Pages as source code:

*-*-*

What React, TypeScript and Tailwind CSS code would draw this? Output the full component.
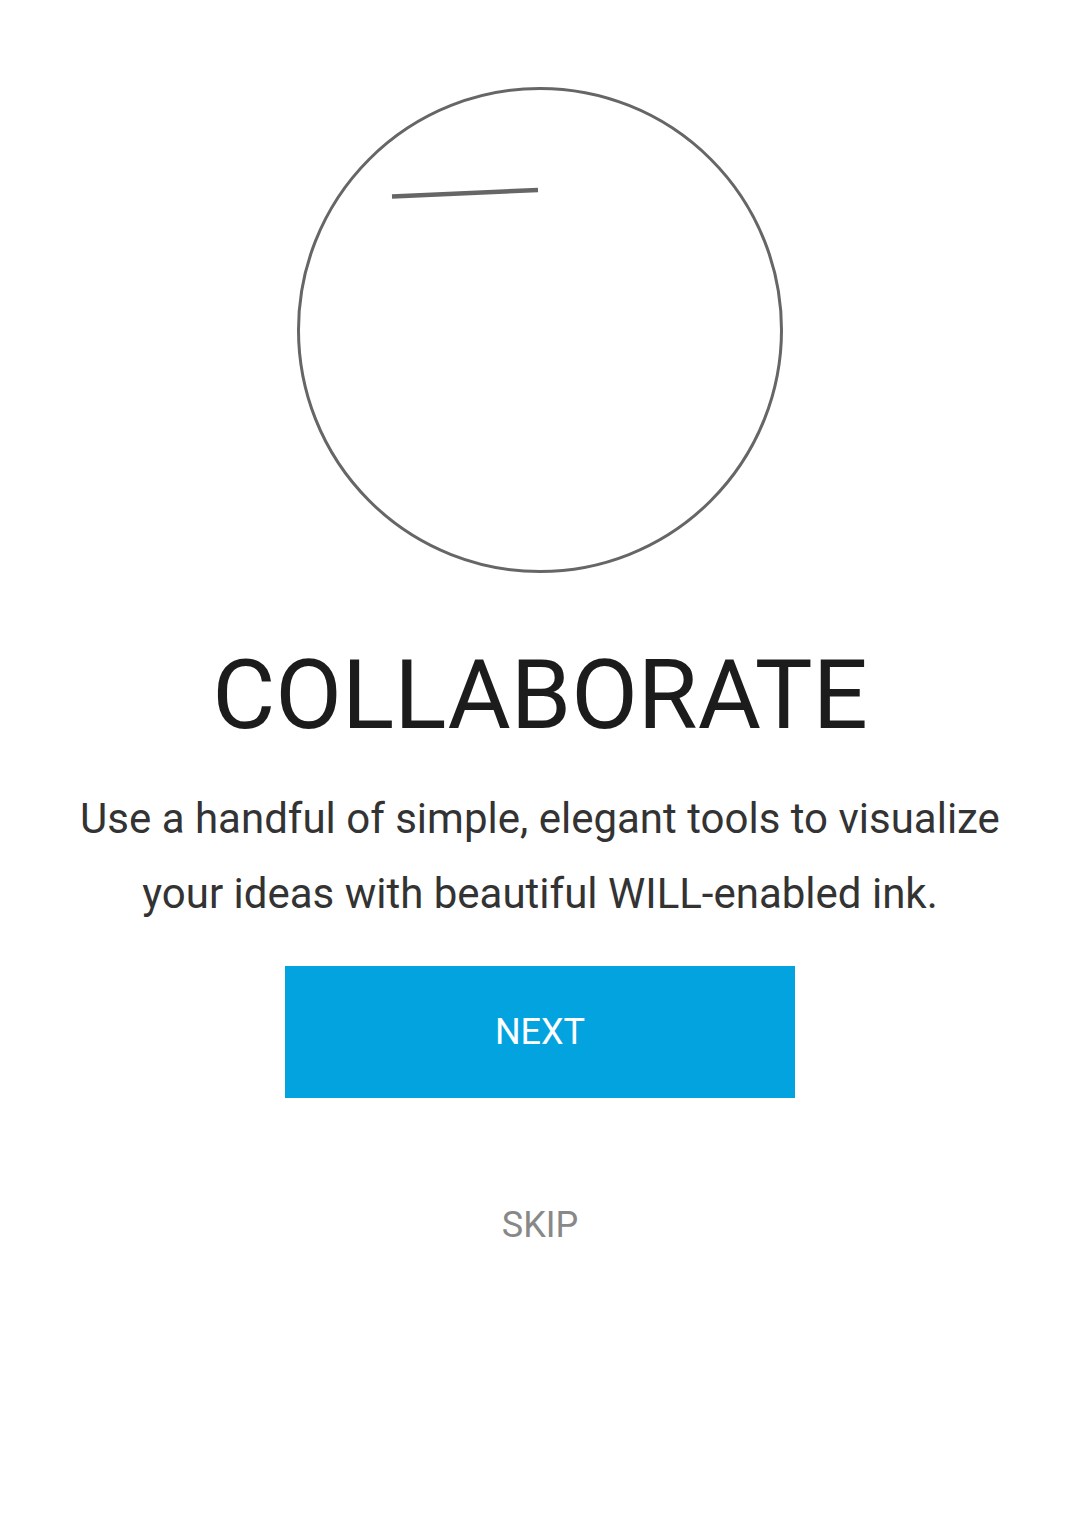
import React from 'react';

const Sketch: React.FC = () => (
  <svg width="490" height="490" viewBox="0 0 490 490" fill="none">
    <circle cx="245" cy="245" r="241.5" stroke="#666666" strokeWidth="3" />
    <path d="M97 111.5 L243 105" stroke="#666666" strokeWidth="4.5" strokeLinecap="butt" />
  </svg>
);

const App: React.FC = () => {
  return (
    <div className="w-[1080px] h-[1533px] bg-white flex flex-col items-center pt-[85px] font-['Roboto',sans-serif]">
      <Sketch />
      <h1 className="mt-[72px] text-[97px] leading-none font-normal text-[#1c1c1c]">COLLABORATE</h1>
      <p className="mt-[37px] text-[42px] leading-[75px] text-[#333333] text-center">
        Use a handful of simple, elegant tools to visualize
        <br />
        your ideas with beautiful WILL-enabled ink.
      </p>
      <button className="mt-[35px] w-[510px] h-[132px] bg-[#03a3e0] text-white text-[36px] leading-none flex items-center justify-center">
        NEXT
      </button>
      <button className="mt-[109px] text-[36px] leading-none text-[#888888]">SKIP</button>
    </div>
  );
};

export default App;
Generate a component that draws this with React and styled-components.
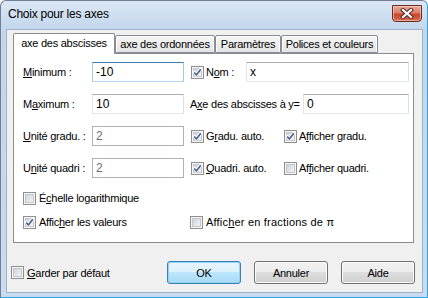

*-*-*

A number is the only answer here: how many lines of the material above contain "component"?

- Task answer: 2